Task prompt =>
Omit every picture and output the rest of the records exactly as they are.

Data records =>
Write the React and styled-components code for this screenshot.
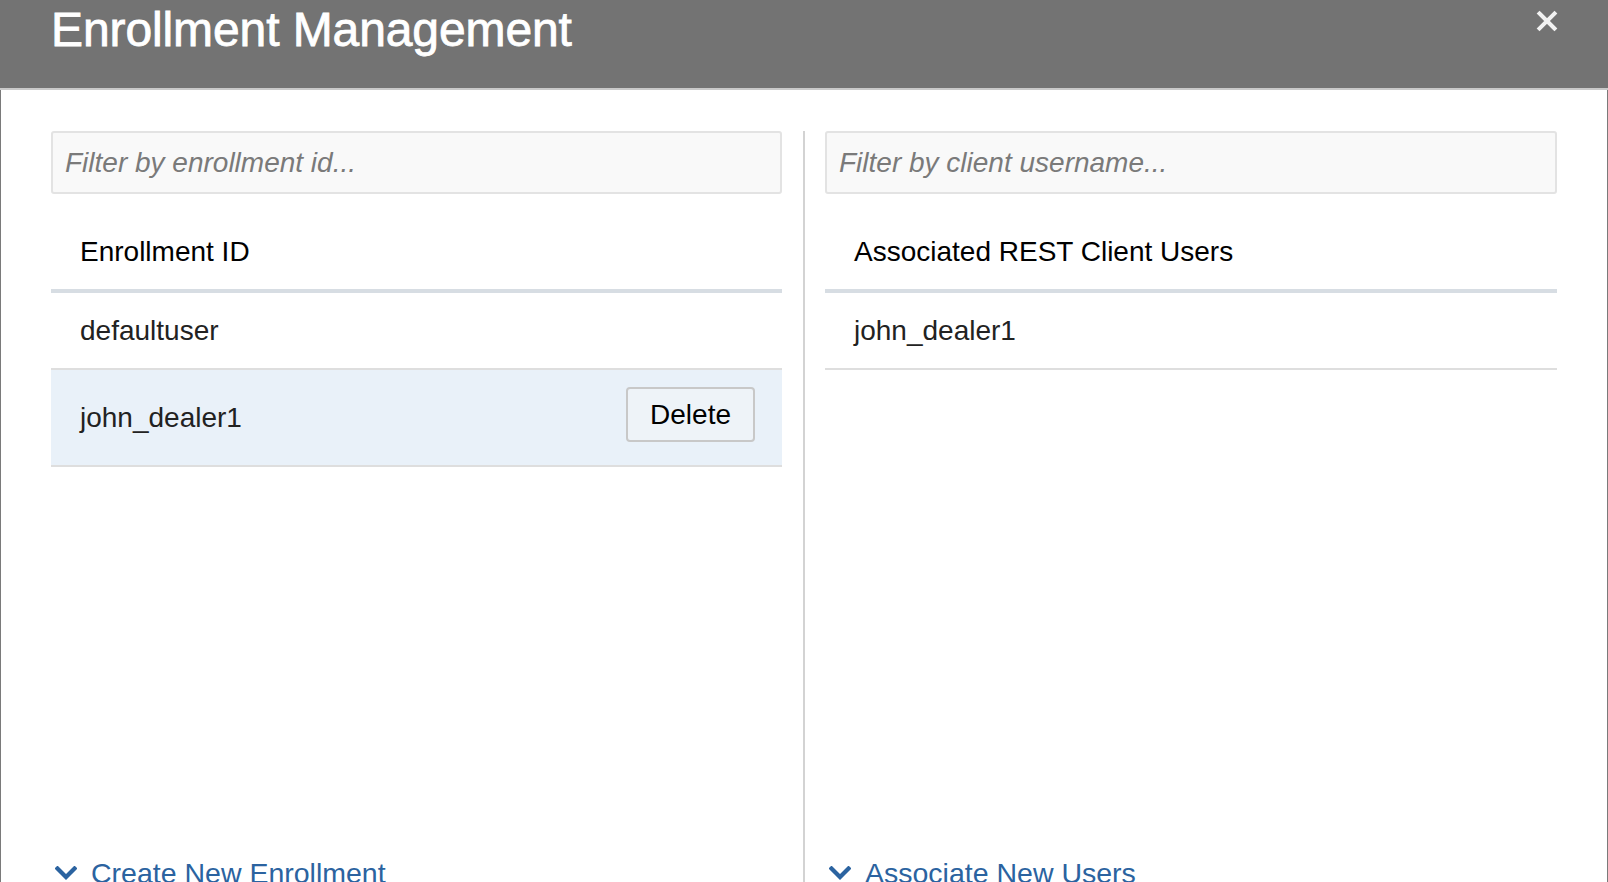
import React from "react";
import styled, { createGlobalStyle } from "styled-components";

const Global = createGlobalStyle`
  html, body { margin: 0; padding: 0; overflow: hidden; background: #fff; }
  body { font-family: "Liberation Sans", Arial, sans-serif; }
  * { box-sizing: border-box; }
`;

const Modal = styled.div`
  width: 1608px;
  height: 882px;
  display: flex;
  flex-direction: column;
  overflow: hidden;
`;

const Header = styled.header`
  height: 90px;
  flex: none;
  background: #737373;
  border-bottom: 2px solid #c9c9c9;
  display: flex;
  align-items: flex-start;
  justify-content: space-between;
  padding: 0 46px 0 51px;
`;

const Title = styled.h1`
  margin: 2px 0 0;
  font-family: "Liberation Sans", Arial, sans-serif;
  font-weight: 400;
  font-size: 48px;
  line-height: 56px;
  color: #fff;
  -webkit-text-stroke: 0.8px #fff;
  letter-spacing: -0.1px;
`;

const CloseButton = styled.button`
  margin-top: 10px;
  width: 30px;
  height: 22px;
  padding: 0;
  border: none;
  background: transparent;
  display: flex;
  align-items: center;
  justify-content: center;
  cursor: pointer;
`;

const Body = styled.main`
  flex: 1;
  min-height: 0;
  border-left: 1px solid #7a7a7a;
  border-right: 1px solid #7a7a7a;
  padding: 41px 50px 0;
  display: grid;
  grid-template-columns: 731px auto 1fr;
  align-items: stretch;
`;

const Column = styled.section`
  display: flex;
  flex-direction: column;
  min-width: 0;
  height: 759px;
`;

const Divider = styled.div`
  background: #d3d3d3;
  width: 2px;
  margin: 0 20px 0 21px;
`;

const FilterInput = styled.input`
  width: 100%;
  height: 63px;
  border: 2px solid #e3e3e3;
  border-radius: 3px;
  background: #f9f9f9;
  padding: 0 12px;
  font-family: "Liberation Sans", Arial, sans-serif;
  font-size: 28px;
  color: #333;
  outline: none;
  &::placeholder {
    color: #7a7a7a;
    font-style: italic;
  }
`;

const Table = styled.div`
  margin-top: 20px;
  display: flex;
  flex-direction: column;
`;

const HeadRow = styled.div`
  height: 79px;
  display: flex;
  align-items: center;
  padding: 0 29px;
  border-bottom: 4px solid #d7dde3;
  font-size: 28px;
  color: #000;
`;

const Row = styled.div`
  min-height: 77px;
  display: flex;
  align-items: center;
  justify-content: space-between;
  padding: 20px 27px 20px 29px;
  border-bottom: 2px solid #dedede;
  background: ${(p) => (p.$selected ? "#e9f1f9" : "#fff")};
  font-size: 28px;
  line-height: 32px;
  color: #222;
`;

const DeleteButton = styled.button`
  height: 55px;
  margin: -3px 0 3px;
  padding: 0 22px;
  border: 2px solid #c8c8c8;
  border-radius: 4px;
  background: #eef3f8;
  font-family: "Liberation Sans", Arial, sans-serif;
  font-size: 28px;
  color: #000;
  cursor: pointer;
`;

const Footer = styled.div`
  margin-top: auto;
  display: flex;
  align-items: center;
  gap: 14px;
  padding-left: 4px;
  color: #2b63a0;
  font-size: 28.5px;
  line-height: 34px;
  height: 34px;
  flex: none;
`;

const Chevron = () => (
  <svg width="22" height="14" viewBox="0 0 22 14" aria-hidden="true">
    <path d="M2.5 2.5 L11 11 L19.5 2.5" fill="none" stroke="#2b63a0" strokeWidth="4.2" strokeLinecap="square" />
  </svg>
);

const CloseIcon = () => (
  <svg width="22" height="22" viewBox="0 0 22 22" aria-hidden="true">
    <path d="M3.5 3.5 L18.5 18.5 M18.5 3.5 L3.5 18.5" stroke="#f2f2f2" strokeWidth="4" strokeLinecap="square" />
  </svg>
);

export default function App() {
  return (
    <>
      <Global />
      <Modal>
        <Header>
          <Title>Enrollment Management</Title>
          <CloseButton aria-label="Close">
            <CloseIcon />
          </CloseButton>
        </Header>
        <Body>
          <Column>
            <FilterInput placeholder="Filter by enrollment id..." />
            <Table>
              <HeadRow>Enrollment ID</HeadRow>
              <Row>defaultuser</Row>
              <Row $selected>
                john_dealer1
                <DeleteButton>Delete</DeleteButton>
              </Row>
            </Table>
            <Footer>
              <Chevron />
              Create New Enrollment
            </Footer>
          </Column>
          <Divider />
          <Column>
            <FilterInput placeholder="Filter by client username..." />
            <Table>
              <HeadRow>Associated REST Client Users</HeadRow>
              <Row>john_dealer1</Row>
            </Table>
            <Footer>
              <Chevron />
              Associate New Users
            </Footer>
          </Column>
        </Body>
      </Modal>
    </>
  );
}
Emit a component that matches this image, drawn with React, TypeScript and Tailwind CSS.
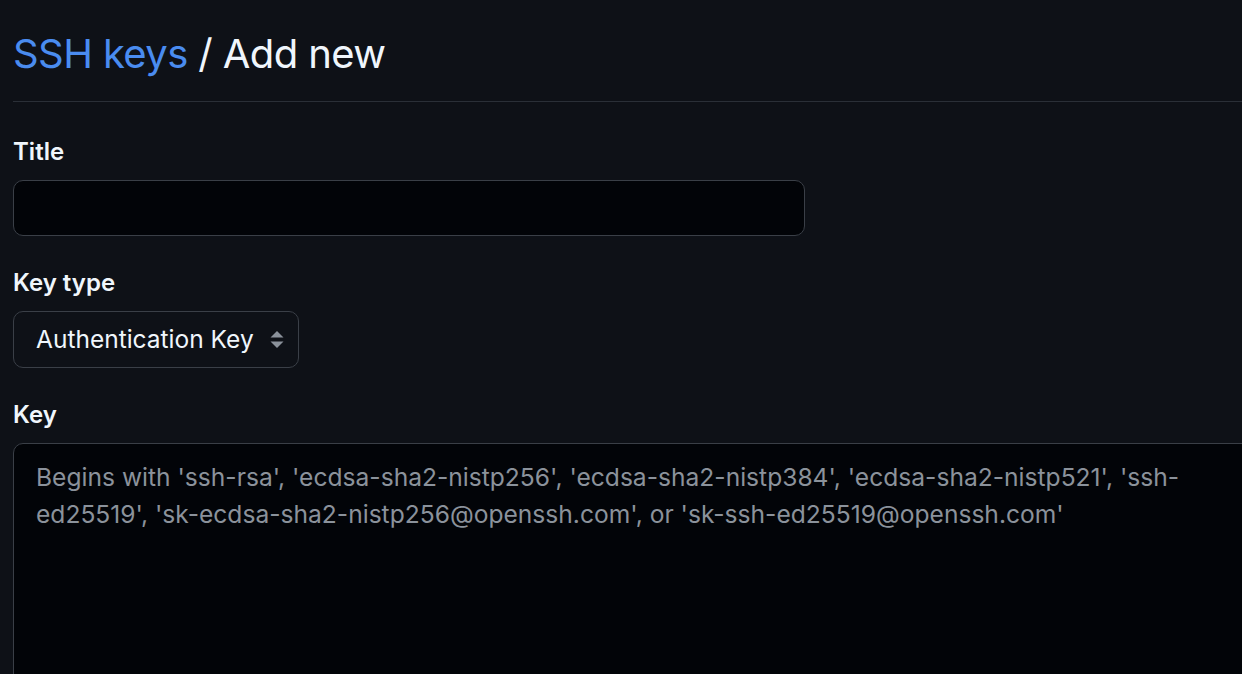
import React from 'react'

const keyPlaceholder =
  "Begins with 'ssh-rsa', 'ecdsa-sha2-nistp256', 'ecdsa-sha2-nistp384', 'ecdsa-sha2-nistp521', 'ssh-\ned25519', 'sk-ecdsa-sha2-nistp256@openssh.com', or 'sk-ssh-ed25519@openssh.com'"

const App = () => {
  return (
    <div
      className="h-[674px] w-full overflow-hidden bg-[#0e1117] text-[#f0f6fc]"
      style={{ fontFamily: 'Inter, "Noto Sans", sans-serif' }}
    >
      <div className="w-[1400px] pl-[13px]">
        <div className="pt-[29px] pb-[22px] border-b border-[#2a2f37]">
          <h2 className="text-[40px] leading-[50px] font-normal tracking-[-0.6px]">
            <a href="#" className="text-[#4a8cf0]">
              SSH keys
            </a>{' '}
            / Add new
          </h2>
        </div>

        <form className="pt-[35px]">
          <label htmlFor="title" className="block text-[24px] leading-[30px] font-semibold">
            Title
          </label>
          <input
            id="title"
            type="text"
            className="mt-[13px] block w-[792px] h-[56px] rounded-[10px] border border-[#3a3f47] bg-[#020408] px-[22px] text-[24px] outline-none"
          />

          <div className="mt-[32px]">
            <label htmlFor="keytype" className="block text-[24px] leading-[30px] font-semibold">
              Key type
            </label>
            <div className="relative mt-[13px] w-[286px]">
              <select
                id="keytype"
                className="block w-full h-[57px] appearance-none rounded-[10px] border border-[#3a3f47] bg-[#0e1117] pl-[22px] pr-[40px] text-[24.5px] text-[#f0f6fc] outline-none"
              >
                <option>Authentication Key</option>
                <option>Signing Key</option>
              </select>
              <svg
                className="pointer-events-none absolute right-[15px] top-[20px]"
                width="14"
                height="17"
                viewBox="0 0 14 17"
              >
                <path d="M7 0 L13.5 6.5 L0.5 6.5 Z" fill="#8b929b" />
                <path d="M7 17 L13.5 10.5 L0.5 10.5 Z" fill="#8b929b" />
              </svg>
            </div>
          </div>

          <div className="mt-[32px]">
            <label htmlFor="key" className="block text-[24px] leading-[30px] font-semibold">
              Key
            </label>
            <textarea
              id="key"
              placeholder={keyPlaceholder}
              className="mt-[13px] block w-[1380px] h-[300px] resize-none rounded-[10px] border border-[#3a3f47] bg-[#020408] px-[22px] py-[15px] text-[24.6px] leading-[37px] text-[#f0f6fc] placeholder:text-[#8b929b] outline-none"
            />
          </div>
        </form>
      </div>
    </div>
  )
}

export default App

Result =>
Write the React and styled-components code for this screenshot.
import React from "react";
import styled, { createGlobalStyle } from "styled-components";

const Global = createGlobalStyle`
  html, body { margin: 0; padding: 0; overflow: hidden; background: #fff; }
  body { font-family: "Liberation Sans", Arial, sans-serif; }
  * { box-sizing: border-box; }
`;

const Modal = styled.div`
  width: 1608px;
  height: 882px;
  display: flex;
  flex-direction: column;
  overflow: hidden;
`;

const Header = styled.header`
  height: 90px;
  flex: none;
  background: #737373;
  border-bottom: 2px solid #c9c9c9;
  display: flex;
  align-items: flex-start;
  justify-content: space-between;
  padding: 0 46px 0 51px;
`;

const Title = styled.h1`
  margin: 2px 0 0;
  font-family: "Liberation Sans", Arial, sans-serif;
  font-weight: 400;
  font-size: 48px;
  line-height: 56px;
  color: #fff;
  -webkit-text-stroke: 0.8px #fff;
  letter-spacing: -0.1px;
`;

const CloseButton = styled.button`
  margin-top: 10px;
  width: 30px;
  height: 22px;
  padding: 0;
  border: none;
  background: transparent;
  display: flex;
  align-items: center;
  justify-content: center;
  cursor: pointer;
`;

const Body = styled.main`
  flex: 1;
  min-height: 0;
  border-left: 1px solid #7a7a7a;
  border-right: 1px solid #7a7a7a;
  padding: 41px 50px 0;
  display: grid;
  grid-template-columns: 731px auto 1fr;
  align-items: stretch;
`;

const Column = styled.section`
  display: flex;
  flex-direction: column;
  min-width: 0;
  height: 759px;
`;

const Divider = styled.div`
  background: #d3d3d3;
  width: 2px;
  margin: 0 20px 0 21px;
`;

const FilterInput = styled.input`
  width: 100%;
  height: 63px;
  border: 2px solid #e3e3e3;
  border-radius: 3px;
  background: #f9f9f9;
  padding: 0 12px;
  font-family: "Liberation Sans", Arial, sans-serif;
  font-size: 28px;
  color: #333;
  outline: none;
  &::placeholder {
    color: #7a7a7a;
    font-style: italic;
  }
`;

const Table = styled.div`
  margin-top: 20px;
  display: flex;
  flex-direction: column;
`;

const HeadRow = styled.div`
  height: 79px;
  display: flex;
  align-items: center;
  padding: 0 29px;
  border-bottom: 4px solid #d7dde3;
  font-size: 28px;
  color: #000;
`;

const Row = styled.div`
  min-height: 77px;
  display: flex;
  align-items: center;
  justify-content: space-between;
  padding: 20px 27px 20px 29px;
  border-bottom: 2px solid #dedede;
  background: ${(p) => (p.$selected ? "#e9f1f9" : "#fff")};
  font-size: 28px;
  line-height: 32px;
  color: #222;
`;

const DeleteButton = styled.button`
  height: 55px;
  margin: -3px 0 3px;
  padding: 0 22px;
  border: 2px solid #c8c8c8;
  border-radius: 4px;
  background: #eef3f8;
  font-family: "Liberation Sans", Arial, sans-serif;
  font-size: 28px;
  color: #000;
  cursor: pointer;
`;

const Footer = styled.div`
  margin-top: auto;
  display: flex;
  align-items: center;
  gap: 14px;
  padding-left: 4px;
  color: #2b63a0;
  font-size: 28.5px;
  line-height: 34px;
  height: 34px;
  flex: none;
`;

const Chevron = () => (
  <svg width="22" height="14" viewBox="0 0 22 14" aria-hidden="true">
    <path d="M2.5 2.5 L11 11 L19.5 2.5" fill="none" stroke="#2b63a0" strokeWidth="4.2" strokeLinecap="square" />
  </svg>
);

const CloseIcon = () => (
  <svg width="22" height="22" viewBox="0 0 22 22" aria-hidden="true">
    <path d="M3.5 3.5 L18.5 18.5 M18.5 3.5 L3.5 18.5" stroke="#f2f2f2" strokeWidth="4" strokeLinecap="square" />
  </svg>
);

export default function App() {
  return (
    <>
      <Global />
      <Modal>
        <Header>
          <Title>Enrollment Management</Title>
          <CloseButton aria-label="Close">
            <CloseIcon />
          </CloseButton>
        </Header>
        <Body>
          <Column>
            <FilterInput placeholder="Filter by enrollment id..." />
            <Table>
              <HeadRow>Enrollment ID</HeadRow>
              <Row>defaultuser</Row>
              <Row $selected>
                john_dealer1
                <DeleteButton>Delete</DeleteButton>
              </Row>
            </Table>
            <Footer>
              <Chevron />
              Create New Enrollment
            </Footer>
          </Column>
          <Divider />
          <Column>
            <FilterInput placeholder="Filter by client username..." />
            <Table>
              <HeadRow>Associated REST Client Users</HeadRow>
              <Row>john_dealer1</Row>
            </Table>
            <Footer>
              <Chevron />
              Associate New Users
            </Footer>
          </Column>
        </Body>
      </Modal>
    </>
  );
}
Emit a component that matches this image, drawn with React, TypeScript and Tailwind CSS.
import React from 'react'

const keyPlaceholder =
  "Begins with 'ssh-rsa', 'ecdsa-sha2-nistp256', 'ecdsa-sha2-nistp384', 'ecdsa-sha2-nistp521', 'ssh-\ned25519', 'sk-ecdsa-sha2-nistp256@openssh.com', or 'sk-ssh-ed25519@openssh.com'"

const App = () => {
  return (
    <div
      className="h-[674px] w-full overflow-hidden bg-[#0e1117] text-[#f0f6fc]"
      style={{ fontFamily: 'Inter, "Noto Sans", sans-serif' }}
    >
      <div className="w-[1400px] pl-[13px]">
        <div className="pt-[29px] pb-[22px] border-b border-[#2a2f37]">
          <h2 className="text-[40px] leading-[50px] font-normal tracking-[-0.6px]">
            <a href="#" className="text-[#4a8cf0]">
              SSH keys
            </a>{' '}
            / Add new
          </h2>
        </div>

        <form className="pt-[35px]">
          <label htmlFor="title" className="block text-[24px] leading-[30px] font-semibold">
            Title
          </label>
          <input
            id="title"
            type="text"
            className="mt-[13px] block w-[792px] h-[56px] rounded-[10px] border border-[#3a3f47] bg-[#020408] px-[22px] text-[24px] outline-none"
          />

          <div className="mt-[32px]">
            <label htmlFor="keytype" className="block text-[24px] leading-[30px] font-semibold">
              Key type
            </label>
            <div className="relative mt-[13px] w-[286px]">
              <select
                id="keytype"
                className="block w-full h-[57px] appearance-none rounded-[10px] border border-[#3a3f47] bg-[#0e1117] pl-[22px] pr-[40px] text-[24.5px] text-[#f0f6fc] outline-none"
              >
                <option>Authentication Key</option>
                <option>Signing Key</option>
              </select>
              <svg
                className="pointer-events-none absolute right-[15px] top-[20px]"
                width="14"
                height="17"
                viewBox="0 0 14 17"
              >
                <path d="M7 0 L13.5 6.5 L0.5 6.5 Z" fill="#8b929b" />
                <path d="M7 17 L13.5 10.5 L0.5 10.5 Z" fill="#8b929b" />
              </svg>
            </div>
          </div>

          <div className="mt-[32px]">
            <label htmlFor="key" className="block text-[24px] leading-[30px] font-semibold">
              Key
            </label>
            <textarea
              id="key"
              placeholder={keyPlaceholder}
              className="mt-[13px] block w-[1380px] h-[300px] resize-none rounded-[10px] border border-[#3a3f47] bg-[#020408] px-[22px] py-[15px] text-[24.6px] leading-[37px] text-[#f0f6fc] placeholder:text-[#8b929b] outline-none"
            />
          </div>
        </form>
      </div>
    </div>
  )
}

export default App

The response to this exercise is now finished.